DONALD TRUMP

Protesters Rally as Attorney General Jeff Sessions Visits Los Angeles

Protesters gathered in downtown Los Angeles ahead of Sessions' arrival, blocking Spring Street in front of a federal courthouse building

Immigrant-rights advocates asked a federal judge Tuesday to order the release of parents separated from their children at the border, as dozens of demonstrators decrying the Trump administration's immigration crackdown were arrested Tuesday at a rally ahead of a Los Angeles appearance by Attorney General Jeff Sessions.

Several immigrant advocacy groups are protesting the Trump administration's border policies Tuesday outside of a downtown Los Angeles federal courthouse building. Several clergy members formed a line across Spring Street in front of the federal courthouse building.

They were taken into custody in a series of planned arrests.

The group chanted, "Sessions, where's your heart?"

The court action was brought by the Los Angeles-based pro bono law firm Public Counsel on behalf of three Central American mothers whose children were taken from them by U.S. authorities in May.

More than 2,000 children in all have been separated from their parents and placed in government-contracted shelters in recent weeks under a now-abandoned Trump administration policy toward families caught illegally crossing the border. Public Counsel demanded that the parents be released and immediately reunited with their children.

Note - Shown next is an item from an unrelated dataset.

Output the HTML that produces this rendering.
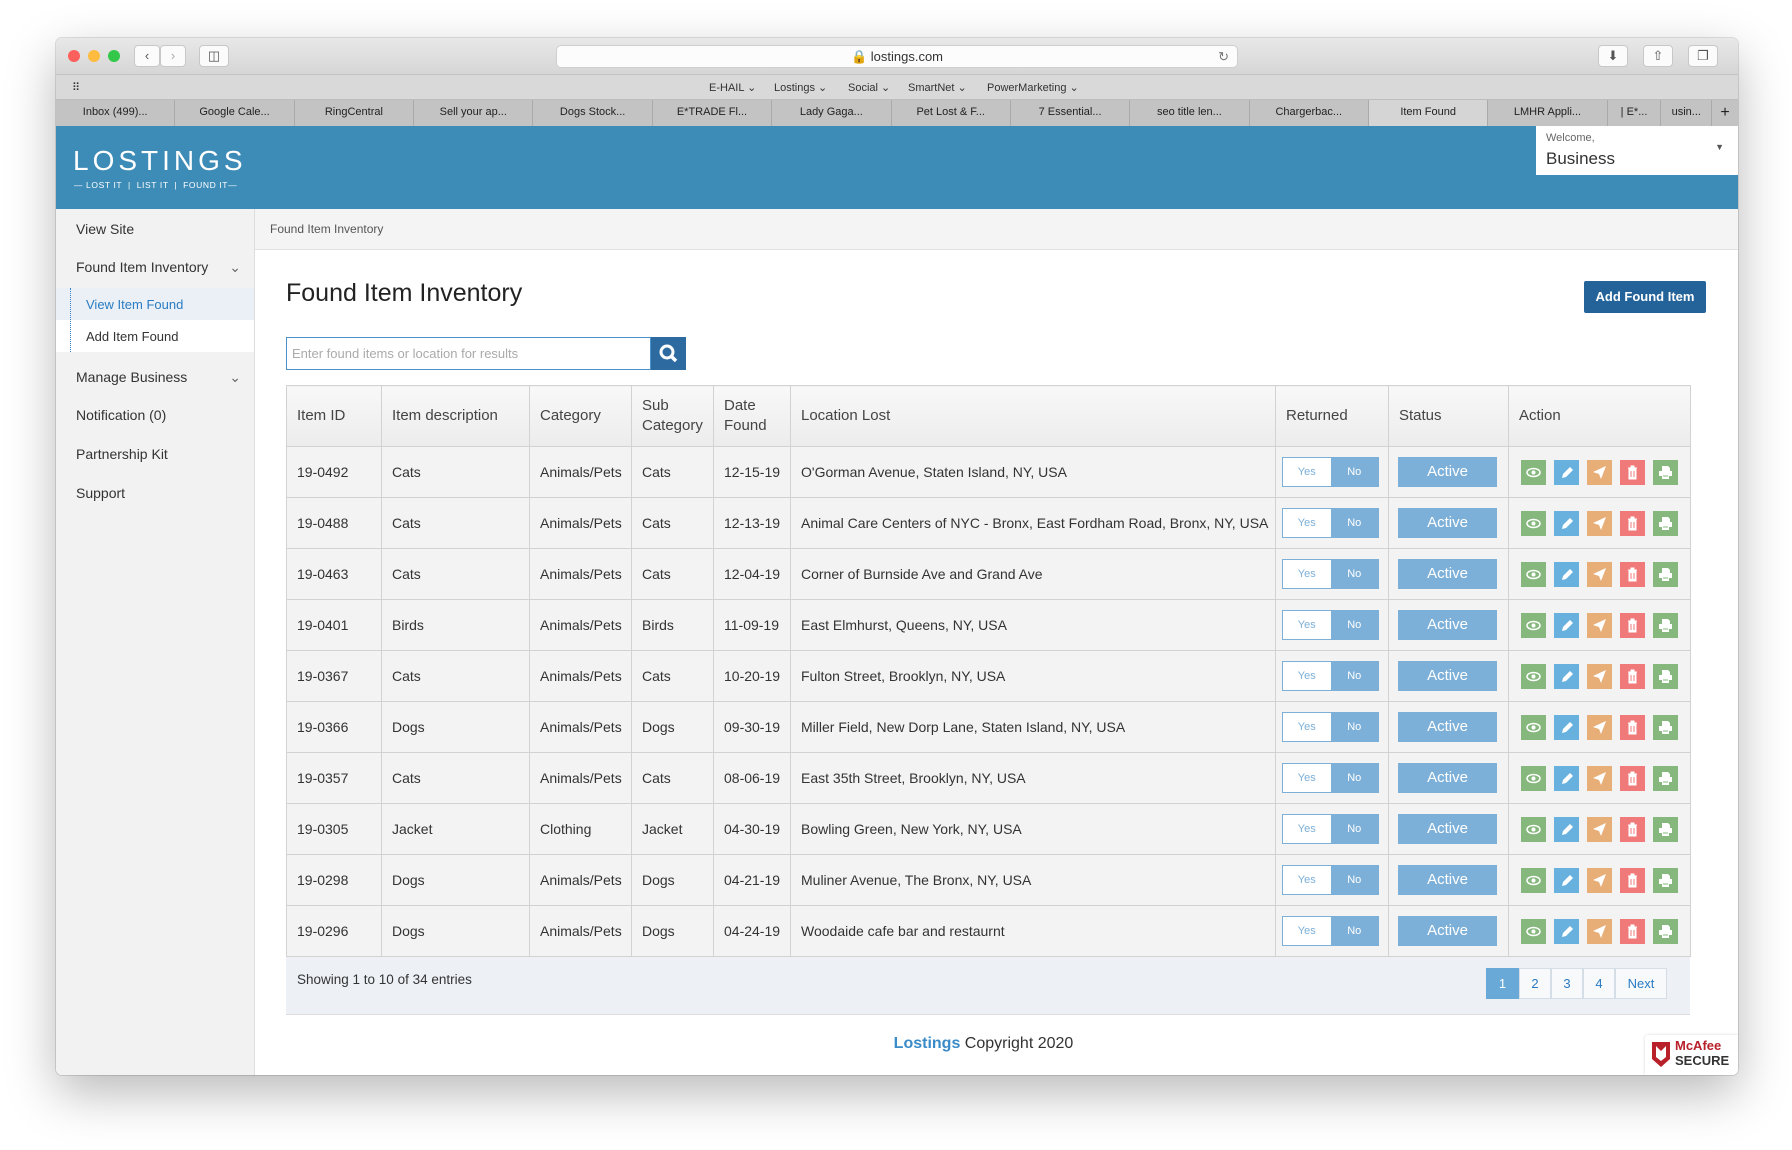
<!DOCTYPE html>
<html><head><meta charset="utf-8"><style>
*{box-sizing:border-box;margin:0;padding:0}
body{width:1792px;height:1150px;background:#fff;font-family:"Liberation Sans",sans-serif;position:relative;overflow:hidden}
.win{position:absolute;left:56px;top:38px;width:1682px;height:1037px;border-radius:6px;overflow:hidden;box-shadow:0 18px 50px rgba(0,0,0,.28),0 0 0 1px rgba(0,0,0,.12);background:#fff}
.title{position:absolute;left:0;top:0;width:100%;height:37px;background:linear-gradient(#e8e8e8,#d6d6d6);border-bottom:1px solid #c4c4c4}
.dot{position:absolute;top:12px;width:12px;height:12px;border-radius:50%}
.btn{position:absolute;top:7px;height:22px;background:#fbfbfb;border:1px solid #c8c8c8;border-radius:4px;font-size:13px;color:#555;text-align:center;line-height:20px}
.url{position:absolute;left:500px;top:7px;width:682px;height:23px;background:#fcfcfc;border:1px solid #cfcfcf;border-radius:5px;font-size:13px;color:#333;text-align:center;line-height:22px}
.bm{position:absolute;top:37px;width:100%;height:25px;background:#d9d9d9;border-bottom:1px solid #bdbdbd;font-size:11px;color:#333}
.bm span{position:absolute;top:6px}
.tabs{position:absolute;top:62px;width:100%;height:26px;background:#c3c3c3;display:flex;font-size:11px;color:#222}
.tab{width:120px;border-right:1px solid #aaa;text-align:center;line-height:25px;white-space:nowrap;overflow:hidden}
.hdr{position:absolute;top:88px;width:100%;height:83px;background:#3d8bb7}
.side{position:absolute;left:0;top:171px;width:199px;height:866px;background:#f2f2f2;border-right:1px solid #ddd;font-size:14px;color:#333}
.side div{position:absolute;left:20px}
.main{position:absolute;left:199px;top:171px;right:0;bottom:0;background:#fff}
.bc{height:41px;background:#f4f4f4;border-bottom:1px solid #e2e2e2;font-size:12px;color:#555;padding:13px 0 0 15px}
table{position:absolute;left:31px;top:176px;width:1404px;border-collapse:collapse;table-layout:fixed;font-size:14px;color:#333}
td,th{border:1px solid #d2d2d2;padding:0 10px;text-align:left;font-weight:normal;vertical-align:middle;white-space:nowrap;overflow:hidden}
th{height:61px;background:linear-gradient(#f8f8f8,#ececec);color:#444;font-size:15px;line-height:20px}
td{height:51px;background:#f3f3f3}
.tg{display:inline-flex;width:97px;height:30px;border:1px solid #7db0d8;font-size:11px;vertical-align:middle}
.tg b{font-weight:normal;flex:1;text-align:center;line-height:28px}
.act{display:inline-block;width:99px;height:30px;background:#7db0d8;color:#fff;text-align:center;line-height:30px;font-size:15px}
.ic{display:inline-block;width:25px;height:25px;margin-right:8px;vertical-align:middle;position:relative}
.ic svg{position:absolute;left:5px;top:5px}
</style></head><body>
<div class="win">
 <div class="title">
  <div class="dot" style="left:12px;background:#fc605c"></div><div class="dot" style="left:32px;background:#fdbc40"></div><div class="dot" style="left:52px;background:#34c84a"></div>
  <div class="btn" style="left:78px;width:26px">&#8249;</div><div class="btn" style="left:104px;width:26px;color:#aaa">&#8250;</div>
  <div class="btn" style="left:143px;width:30px">&#9707;</div>
  <div class="url">🔒 lostings.com<span style="position:absolute;right:8px;color:#777">&#8635;</span></div>
  <div class="btn" style="left:1542px;width:30px">&#11015;</div><div class="btn" style="left:1587px;width:30px">&#8679;</div><div class="btn" style="left:1632px;width:30px">&#10064;</div>
 </div>
 <div class="bm"><span style="left:16px;letter-spacing:-1px">⠿</span><span style="left:653px">E-HAIL ⌄</span><span style="left:718px">Lostings ⌄</span><span style="left:792px">Social ⌄</span><span style="left:852px">SmartNet ⌄</span><span style="left:931px">PowerMarketing ⌄</span></div>
 <div class="tabs">
  <div class="tab">Inbox (499)...</div><div class="tab">Google Cale...</div><div class="tab">RingCentral</div><div class="tab">Sell your ap...</div><div class="tab">Dogs Stock...</div><div class="tab">E*TRADE Fl...</div><div class="tab">Lady Gaga...</div><div class="tab">Pet Lost &amp; F...</div><div class="tab">7 Essential...</div><div class="tab">seo title len...</div><div class="tab">Chargerbac...</div><div class="tab" style="background:#d5d5d5">Item Found</div><div class="tab">LMHR Appli...</div><div class="tab" style="width:54px">| E*...</div><div class="tab" style="width:51px">usin...</div><div class="tab" style="width:26px;border:0;font-size:16px">+</div>
 </div>
 <div class="hdr">
  <div style="position:absolute;left:17px;top:19px;color:#fff;font-size:28px;letter-spacing:4px">LOSTINGS</div>
  <div style="position:absolute;left:18px;top:54px;color:#fff;font-size:8.5px;letter-spacing:.6px">— LOST IT &nbsp;| &nbsp;LIST IT &nbsp;| &nbsp;FOUND IT—</div>
  <div style="position:absolute;right:0;top:0;width:202px;height:49px;background:#fff">
   <div style="position:absolute;left:10px;top:6px;font-size:11px;color:#666">Welcome,</div>
   <div style="position:absolute;left:10px;top:23px;font-size:17px;color:#333">Business</div>
   <div style="position:absolute;right:14px;top:16px;font-size:9px;color:#555">▼</div>
  </div>
 </div>
 <div class="side">
  <div style="top:12px">View Site</div>
  <div style="top:50px;width:165px">Found Item Inventory<span style="float:right;color:#666">⌄</span></div>
  <div style="left:0;top:79px;width:198px;height:32px;background:#eaf0f6"></div>
  <div style="left:0;top:111px;width:198px;height:32px;background:#fff"></div>
  <div style="left:14px;top:79px;height:64px;border-left:1px dotted #3a82c4"></div>
  <div style="top:88px;left:30px;color:#2a7bc3;font-size:13px">View Item Found</div>
  <div style="top:120px;left:30px;font-size:13px">Add Item Found</div>
  <div style="top:160px;width:165px">Manage Business<span style="float:right;color:#666">⌄</span></div>
  <div style="top:198px">Notification (0)</div>
  <div style="top:237px">Partnership Kit</div>
  <div style="top:276px">Support</div>
 </div>
 <div class="main">
  <div class="bc">Found Item Inventory</div>
  <div style="position:absolute;left:31px;top:70px;font-size:25px;color:#222">Found Item Inventory</div>
  <div style="position:absolute;left:1329px;top:72px;width:122px;height:32px;background:#24639a;color:#fff;font-size:13px;font-weight:bold;text-align:center;line-height:32px;border-radius:2px">Add Found Item</div>
  <div style="position:absolute;left:31px;top:128px;width:365px;height:33px;border:1px solid #4a92cc;font-size:13px;color:#aaa;padding:8px 5px">Enter found items or location for results</div>
  <div style="position:absolute;left:396px;top:128px;width:35px;height:33px;background:#2c6a9f"><svg width="35" height="33"><circle cx="16" cy="15" r="6" fill="none" stroke="#fff" stroke-width="3"/><line x1="20" y1="19" x2="25" y2="24" stroke="#fff" stroke-width="3.5"/></svg></div>
  <table>
   <colgroup><col style="width:95px"><col style="width:148px"><col style="width:102px"><col style="width:82px"><col style="width:77px"><col style="width:485px"><col style="width:113px"><col style="width:120px"><col style="width:182px"></colgroup>
   <tr><th>Item ID</th><th>Item description</th><th>Category</th><th>Sub<br>Category</th><th>Date<br>Found</th><th>Location Lost</th><th>Returned</th><th>Status</th><th>Action</th></tr>
   <tbody id="tb"></tbody>
  </table>
  <div style="position:absolute;left:31px;top:748px;width:1404px;height:58px;background:#edf1f6;border-bottom:1px solid #ddd">
   <div style="position:absolute;left:11px;top:15px;font-size:13.5px;color:#333">Showing 1 to 10 of 34 entries</div>
   <div style="position:absolute;left:1200px;top:11px;display:flex;height:31px;font-size:13px;color:#2a7bc3">
    <div style="width:33px;background:#68a9d8;color:#fff;text-align:center;line-height:31px">1</div>
    <div style="width:32px;border:1px solid #d5dde6;background:#f7f9fb;text-align:center;line-height:29px">2</div>
    <div style="width:32px;border:1px solid #d5dde6;background:#f7f9fb;text-align:center;line-height:29px">3</div>
    <div style="width:32px;border:1px solid #d5dde6;background:#f7f9fb;text-align:center;line-height:29px">4</div>
    <div style="width:52px;border:1px solid #d5dde6;background:#f7f9fb;text-align:center;line-height:29px">Next</div>
   </div>
  </div>
  <div style="position:absolute;left:0;right:0;top:826px;text-align:center;font-size:16px;color:#333;padding-right:26px"><b style="color:#3a8bc8">Lostings</b> Copyright 2020</div>
  <div style="position:absolute;right:0;top:826px;width:93px;height:40px;background:#fff;border-top-left-radius:3px;box-shadow:0 0 3px rgba(0,0,0,.15)">
   <svg width="20" height="28" style="position:absolute;left:6px;top:5px"><path d="M1 2h18v17l-9 8-9-8z" fill="#b8202a"/><path d="M5 6v11l5 4 5-4V6l-5 5z" fill="#fff"/></svg>
   <div style="position:absolute;left:30px;top:3px;font-size:13px;font-weight:bold;color:#b8202a">McAfee</div>
   <div style="position:absolute;left:30px;top:18px;font-size:13px;font-weight:bold;color:#333">SECURE</div>
  </div>
 </div>
</div>
<script>
var d=[["19-0492","Cats","Animals/Pets","Cats","12-15-19","O'Gorman Avenue, Staten Island, NY, USA"],["19-0488","Cats","Animals/Pets","Cats","12-13-19","Animal Care Centers of NYC - Bronx, East Fordham Road, Bronx, NY, USA"],["19-0463","Cats","Animals/Pets","Cats","12-04-19","Corner of Burnside Ave and Grand Ave"],["19-0401","Birds","Animals/Pets","Birds","11-09-19","East Elmhurst, Queens, NY, USA"],["19-0367","Cats","Animals/Pets","Cats","10-20-19","Fulton Street, Brooklyn, NY, USA"],["19-0366","Dogs","Animals/Pets","Dogs","09-30-19","Miller Field, New Dorp Lane, Staten Island, NY, USA"],["19-0357","Cats","Animals/Pets","Cats","08-06-19","East 35th Street, Brooklyn, NY, USA"],["19-0305","Jacket","Clothing","Jacket","04-30-19","Bowling Green, New York, NY, USA"],["19-0298","Dogs","Animals/Pets","Dogs","04-21-19","Muliner Avenue, The Bronx, NY, USA"],["19-0296","Dogs","Animals/Pets","Dogs","04-24-19","Woodaide cafe bar and restaurnt"]];
var ic='<span class="ic" style="background:#86b87e"><svg width="15" height="15"><ellipse cx="7.5" cy="7.5" rx="6.5" ry="4" fill="none" stroke="#fff" stroke-width="1.5"/><circle cx="7.5" cy="7.5" r="2" fill="#fff"/></svg></span><span class="ic" style="background:#68b0dd"><svg width="15" height="15"><path d="M3 13l1-4 7-7 3 3-7 7z" fill="#fff"/></svg></span><span class="ic" style="background:#e8ae78"><svg width="15" height="15"><path d="M1 7L14 1 9 14 7 9z" fill="#fff"/></svg></span><span class="ic" style="background:#f07a7a"><svg width="15" height="15"><path d="M3 3h9M6 3V1h3v2M4 4h7v10H4z" fill="#fff" stroke="#fff"/><path d="M6 6v6M9 6v6" stroke="#f07a7a"/></svg></span><span class="ic" style="background:#86b87e;margin-right:0"><svg width="15" height="15"><path d="M4 1h6l2 2v3H4zM1 6h13v5H1zM4 10h7v4H4z" fill="#fff"/><path d="M5 11h5" stroke="#86b87e"/></svg></span>';
var h='';d.forEach(function(r){h+='<tr>';r.forEach(function(c){h+='<td>'+c+'</td>'});h+='<td style="padding-left:6px"><span class="tg"><b style="background:#fff;color:#7db0d8">Yes</b><b style="background:#7db0d8;color:#fff">No</b></span></td><td style="padding-left:9px"><span class="act">Active</span></td><td style="padding-left:12px">'+ic+'</td></tr>'});
document.getElementById('tb').innerHTML=h;
</script>
</body></html>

"These parents are terrified for their children and want nothing more than to ensure the scarring that this experience has already caused does not continue to inflict irreparable harm," Judy London, a Public Counsel attorney, said in a statement.

The Justice Department declined to comment.

Sessions was in Reno on Monday where he continued to defend the Trump administration's immigration policies at the Mexican border. He spoke Tuesday at the Criminal Justice Legal Foundation's Annual Luncheon Meeting at Millennium Biltmore Hotel in downtown Los Angeles.

The Department of Justice Office of Public Affairs and a spokesman for the U.S. Attorney's office in Los Angeles would not confirm if Sessions is planning to visit the courthouse.

After facing significant bipartisan pressure, President Donald Trump last week ended a recent policy of separating children from their parents when they were apprehended at the Mexican border by immigration authorities, although he said the government would still attempt to criminally prosecute the adults while holding the families together, and he did not set out a plan for reuniting some 2,300 children with parents from whom they've been separated. The Department of Justice has since filed a motion to revise the federal Flores settlement agreement, which limits the time immigrant children can be detained to 20 days.

During speech at annual National School Safety Conference in Reno, Sessions said that violent Central American gangs are sending children across the border illegally.

"This is not fair to the children you serve and it's not fair to you," Sessions said, according to the Reno Gazette-Journal. "The compassionate thing to do is protect our children from drugs and violence, put criminals in jail and secure our borders. Having an immigration system that has integrity and consistency is right and just and moral. The alternative is open borders which is dangerous and not a realistic prospect for America."

CHIRLA and other immigrant groups said they were still unsatisfied after Trump cancelled the separation policy.

"The executive order he issued today is a slap in the face to reason, morality, and human decency," CHIRLA said on Wednesday. " In a crisis that he and the Republican party created, today's directive worsens a horrific situation for immigrant families everywhere."